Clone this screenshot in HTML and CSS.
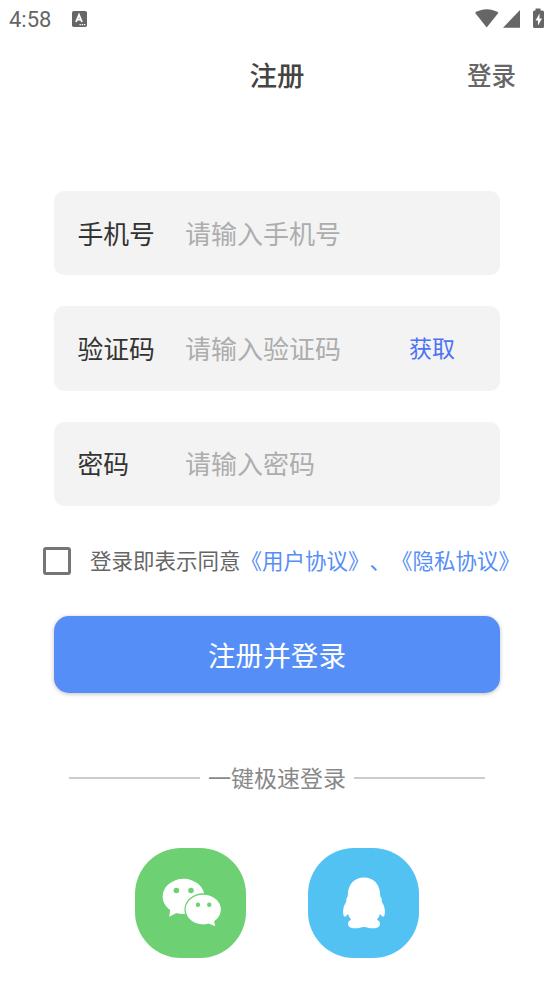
FILE: index.html
```html
<!DOCTYPE html>
<html lang="zh-CN">
<head>
<meta charset="utf-8">
<title>注册</title>
<link rel="stylesheet" href="styles.css">
</head>
<body>
<div class="status">
  <span class="time">4:58</span>
  <svg class="app-badge" width="15" height="16" viewBox="0 0 15 16"><rect width="15" height="16" rx="1.8" fill="#666"/><path d="M4 11 7 3.8 10 11M5 8.7h4" fill="none" stroke="#fff" stroke-width="1.8"/><path d="M7.5 13.7h6" stroke="#fff" stroke-width="1.2" stroke-dasharray="1.4 .8"/></svg>
  <svg class="signals" width="70" height="20" viewBox="0 0 70 20" fill="#666"><path d="M0 3.800C6.500-1.100 17-1.100 23.500 3.800L11.700 18.500Z"/><path d="M45 1v17.700H28Z"/><path d="M60.500-.5h5v2h2q1.500 0 1.500 1.500v14.500q0 1.500-1.500 1.500h-8q-1.500 0-1.500-1.500v-14.500Q58 1.500 59.500 1.500h1Z"/><path d="M64.500 4.500 60.500 11.500h2.500v5l4-7h-2.500Z" fill="#fff"/></svg>
</div>
<header class="header">
  <h1 class="title">注册</h1>
  <a class="login">登录</a>
</header>
<main class="form">
  <label class="field"><span class="label">手机号</span><input class="input" placeholder="请输入手机号"></label>
  <label class="field"><span class="label">验证码</span><input class="input" placeholder="请输入验证码"><span class="fetch">获取</span></label>
  <label class="field"><span class="label">密码</span><input class="input" placeholder="请输入密码"></label>
</main>
<div class="agree">
  <span class="checkbox"></span>
  <span class="agree-text">登录即表示同意<span class="link">《用户协议》、《隐私协议》</span></span>
</div>
<button class="submit">注册并登录</button>
<div class="divider"><span class="divider-text">一键极速登录</span></div>
<div class="social">
  <svg class="social-icon wechat" viewBox="0 0 111 111">
    <g fill="#fff"><ellipse cx="48.500" cy="48.700" rx="21" ry="17.700"/><path d="M35.500 61 34 69l8-4 13 1.500V60Z"/></g>
    <g fill="#6dd174"><circle cx="41.300" cy="42.700" r="2.800"/><circle cx="56" cy="42.700" r="2.800"/></g>
    <ellipse cx="68.300" cy="61.800" rx="18.300" ry="15.600" fill="#fff" stroke="#6dd174" stroke-width="1.300"/>
    <path d="M79 72l1.300 6.700-7-3.200Z" fill="#fff"/>
    <g fill="#6dd174"><circle cx="63" cy="57" r="2.200"/><circle cx="74.300" cy="57" r="2.200"/></g>
  </svg>
  <svg class="social-icon qq" viewBox="0 0 111 111">
    <path fill="#fff" d="M56 29.700C46.500 29.700 39.500 36.500 39.700 48.200Q37.600 51 38.200 54C35.500 58 34.500 62 35.200 66.500Q35.600 69.200 37 69Q38.500 68.500 39.900 66Q40.800 69.500 43 72.200Q39.900 73.500 39.900 76C39.900 79.500 43.500 80.700 47.500 80.700C51 80.700 53 79.300 56 79.300C59 79.300 61 80.700 64.500 80.700C68.500 80.700 72.100 79.500 72.100 76Q72.100 73.500 69 72.200Q71.200 69.500 72.100 66Q73.500 68.500 75 69Q76.400 69.200 76.800 66.500C77.500 62 76.500 58 73.900 54Q74.400 51 72.300 48.200C72.500 36.500 65.500 29.700 56 29.700Z"/>
  </svg>
</div>
</body>
</html>
```
FILE: styles.css
```css
* { box-sizing: border-box; }
body {
  margin: 0;
  height: 984px;
  background: #fff;
  font-family: "Noto Sans CJK SC", sans-serif;
  text-spacing-trim: space-all;
  overflow: hidden;
}
.status {
  display: flex;
  align-items: center;
  height: 38px;
  padding: 0 9px;
}
.time {
  width: 63px;
  padding-top: 1px;
  font: 22px/38px Roboto, sans-serif;
  color: #666;
}
.signals {
  margin-left: auto;
  overflow: visible;
}
.header {
  display: grid;
  grid-template-columns: 1fr auto 1fr;
  align-items: center;
  height: 74px;
  padding: 0 38px 2px;
}
.title {
  grid-column: 2;
  margin: 0;
  font-size: 27.500px;
  font-weight: 500;
  color: #444;
}
.login {
  justify-self: end;
  font-size: 24.500px;
  font-weight: 500;
  color: #666;
}
.form {
  display: flex;
  flex-direction: column;
  gap: 31px;
  margin: 79px 54px 0;
}
.field {
  display: flex;
  align-items: center;
  height: 84.300px;
  padding: 0 45px 1.500px 23.500px;
  border-radius: 10px;
  background: #f3f3f3;
}
.label {
  width: 107.500px;
  font-size: 25.800px;
  color: #333;
}
.input {
  flex: 1;
  min-width: 0;
  padding: 0;
  border: 0;
  background: none;
  font: 26px "Noto Sans CJK SC", sans-serif;
}
.input::placeholder { color: #adadad; }
.fetch {
  padding-bottom: 1px;
  font-size: 23px;
  color: #4c72f5;
}
.agree {
  display: flex;
  align-items: center;
  height: 32px;
  margin: 38.700px 0 0 43px;
}
.checkbox {
  width: 28px;
  height: 28px;
  margin-right: 19px;
  border: 3px solid #757575;
  border-radius: 3px;
}
.agree-text {
  padding-bottom: 2px;
  white-space: nowrap;
  font-size: 21.500px;
  color: #666;
}
.link { color: #558ef7; }
.submit {
  display: block;
  width: 446px;
  height: 76.500px;
  margin: 39.500px 54px 0;
  padding: 0;
  border: 0;
  border-radius: 15px;
  background: #558ef7;
  box-shadow: 0 1px 4px rgba(0, 0, 0, .25);
  color: #fff;
  font: 27.600px "Noto Sans CJK SC", sans-serif;
}
.divider {
  display: flex;
  align-items: center;
  gap: 8px;
  height: 40px;
  margin: 65px 69px 0;
}
.divider::before,
.divider::after {
  content: "";
  flex: 1;
  height: 2px;
  background: #ccc;
}
.divider-text {
  padding-bottom: 2px;
  font-size: 23px;
  color: #888;
}
.social {
  display: flex;
  justify-content: center;
  gap: 62px;
  margin-top: 50px;
}
.social-icon {
  width: 111px;
  height: 110.500px;
  border-radius: 46px;
}
.wechat { background: #6dd174; }
.qq { background: #52c2f3; }
```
────────────────────
#### Exercise prompt:
Without including any picture, repeat the data exactly.

#### Response to this exercise:
Clone this screenshot in HTML and CSS.
FILE: index.html
```html
<!DOCTYPE html>
<html lang="zh-CN">
<head>
<meta charset="utf-8">
<title>注册</title>
<link rel="stylesheet" href="styles.css">
</head>
<body>
<div class="status">
  <span class="time">4:58</span>
  <svg class="app-badge" width="15" height="16" viewBox="0 0 15 16"><rect width="15" height="16" rx="1.8" fill="#666"/><path d="M4 11 7 3.8 10 11M5 8.7h4" fill="none" stroke="#fff" stroke-width="1.8"/><path d="M7.5 13.7h6" stroke="#fff" stroke-width="1.2" stroke-dasharray="1.4 .8"/></svg>
  <svg class="signals" width="70" height="20" viewBox="0 0 70 20" fill="#666"><path d="M0 3.800C6.500-1.100 17-1.100 23.500 3.800L11.700 18.500Z"/><path d="M45 1v17.700H28Z"/><path d="M60.500-.5h5v2h2q1.500 0 1.500 1.500v14.500q0 1.500-1.500 1.500h-8q-1.500 0-1.500-1.500v-14.500Q58 1.500 59.500 1.500h1Z"/><path d="M64.500 4.500 60.500 11.500h2.500v5l4-7h-2.500Z" fill="#fff"/></svg>
</div>
<header class="header">
  <h1 class="title">注册</h1>
  <a class="login">登录</a>
</header>
<main class="form">
  <label class="field"><span class="label">手机号</span><input class="input" placeholder="请输入手机号"></label>
  <label class="field"><span class="label">验证码</span><input class="input" placeholder="请输入验证码"><span class="fetch">获取</span></label>
  <label class="field"><span class="label">密码</span><input class="input" placeholder="请输入密码"></label>
</main>
<div class="agree">
  <span class="checkbox"></span>
  <span class="agree-text">登录即表示同意<span class="link">《用户协议》、《隐私协议》</span></span>
</div>
<button class="submit">注册并登录</button>
<div class="divider"><span class="divider-text">一键极速登录</span></div>
<div class="social">
  <svg class="social-icon wechat" viewBox="0 0 111 111">
    <g fill="#fff"><ellipse cx="48.500" cy="48.700" rx="21" ry="17.700"/><path d="M35.500 61 34 69l8-4 13 1.500V60Z"/></g>
    <g fill="#6dd174"><circle cx="41.300" cy="42.700" r="2.800"/><circle cx="56" cy="42.700" r="2.800"/></g>
    <ellipse cx="68.300" cy="61.800" rx="18.300" ry="15.600" fill="#fff" stroke="#6dd174" stroke-width="1.300"/>
    <path d="M79 72l1.300 6.700-7-3.200Z" fill="#fff"/>
    <g fill="#6dd174"><circle cx="63" cy="57" r="2.200"/><circle cx="74.300" cy="57" r="2.200"/></g>
  </svg>
  <svg class="social-icon qq" viewBox="0 0 111 111">
    <path fill="#fff" d="M56 29.700C46.500 29.700 39.500 36.500 39.700 48.200Q37.600 51 38.200 54C35.500 58 34.500 62 35.200 66.500Q35.600 69.200 37 69Q38.500 68.500 39.900 66Q40.800 69.500 43 72.200Q39.900 73.500 39.900 76C39.900 79.500 43.500 80.700 47.500 80.700C51 80.700 53 79.300 56 79.300C59 79.300 61 80.700 64.500 80.700C68.500 80.700 72.100 79.500 72.100 76Q72.100 73.500 69 72.200Q71.200 69.500 72.100 66Q73.500 68.500 75 69Q76.400 69.200 76.800 66.500C77.500 62 76.500 58 73.900 54Q74.400 51 72.300 48.200C72.500 36.500 65.500 29.700 56 29.700Z"/>
  </svg>
</div>
</body>
</html>
```
FILE: styles.css
```css
* { box-sizing: border-box; }
body {
  margin: 0;
  height: 984px;
  background: #fff;
  font-family: "Noto Sans CJK SC", sans-serif;
  text-spacing-trim: space-all;
  overflow: hidden;
}
.status {
  display: flex;
  align-items: center;
  height: 38px;
  padding: 0 9px;
}
.time {
  width: 63px;
  padding-top: 1px;
  font: 22px/38px Roboto, sans-serif;
  color: #666;
}
.signals {
  margin-left: auto;
  overflow: visible;
}
.header {
  display: grid;
  grid-template-columns: 1fr auto 1fr;
  align-items: center;
  height: 74px;
  padding: 0 38px 2px;
}
.title {
  grid-column: 2;
  margin: 0;
  font-size: 27.500px;
  font-weight: 500;
  color: #444;
}
.login {
  justify-self: end;
  font-size: 24.500px;
  font-weight: 500;
  color: #666;
}
.form {
  display: flex;
  flex-direction: column;
  gap: 31px;
  margin: 79px 54px 0;
}
.field {
  display: flex;
  align-items: center;
  height: 84.300px;
  padding: 0 45px 1.500px 23.500px;
  border-radius: 10px;
  background: #f3f3f3;
}
.label {
  width: 107.500px;
  font-size: 25.800px;
  color: #333;
}
.input {
  flex: 1;
  min-width: 0;
  padding: 0;
  border: 0;
  background: none;
  font: 26px "Noto Sans CJK SC", sans-serif;
}
.input::placeholder { color: #adadad; }
.fetch {
  padding-bottom: 1px;
  font-size: 23px;
  color: #4c72f5;
}
.agree {
  display: flex;
  align-items: center;
  height: 32px;
  margin: 38.700px 0 0 43px;
}
.checkbox {
  width: 28px;
  height: 28px;
  margin-right: 19px;
  border: 3px solid #757575;
  border-radius: 3px;
}
.agree-text {
  padding-bottom: 2px;
  white-space: nowrap;
  font-size: 21.500px;
  color: #666;
}
.link { color: #558ef7; }
.submit {
  display: block;
  width: 446px;
  height: 76.500px;
  margin: 39.500px 54px 0;
  padding: 0;
  border: 0;
  border-radius: 15px;
  background: #558ef7;
  box-shadow: 0 1px 4px rgba(0, 0, 0, .25);
  color: #fff;
  font: 27.600px "Noto Sans CJK SC", sans-serif;
}
.divider {
  display: flex;
  align-items: center;
  gap: 8px;
  height: 40px;
  margin: 65px 69px 0;
}
.divider::before,
.divider::after {
  content: "";
  flex: 1;
  height: 2px;
  background: #ccc;
}
.divider-text {
  padding-bottom: 2px;
  font-size: 23px;
  color: #888;
}
.social {
  display: flex;
  justify-content: center;
  gap: 62px;
  margin-top: 50px;
}
.social-icon {
  width: 111px;
  height: 110.500px;
  border-radius: 46px;
}
.wechat { background: #6dd174; }
.qq { background: #52c2f3; }
```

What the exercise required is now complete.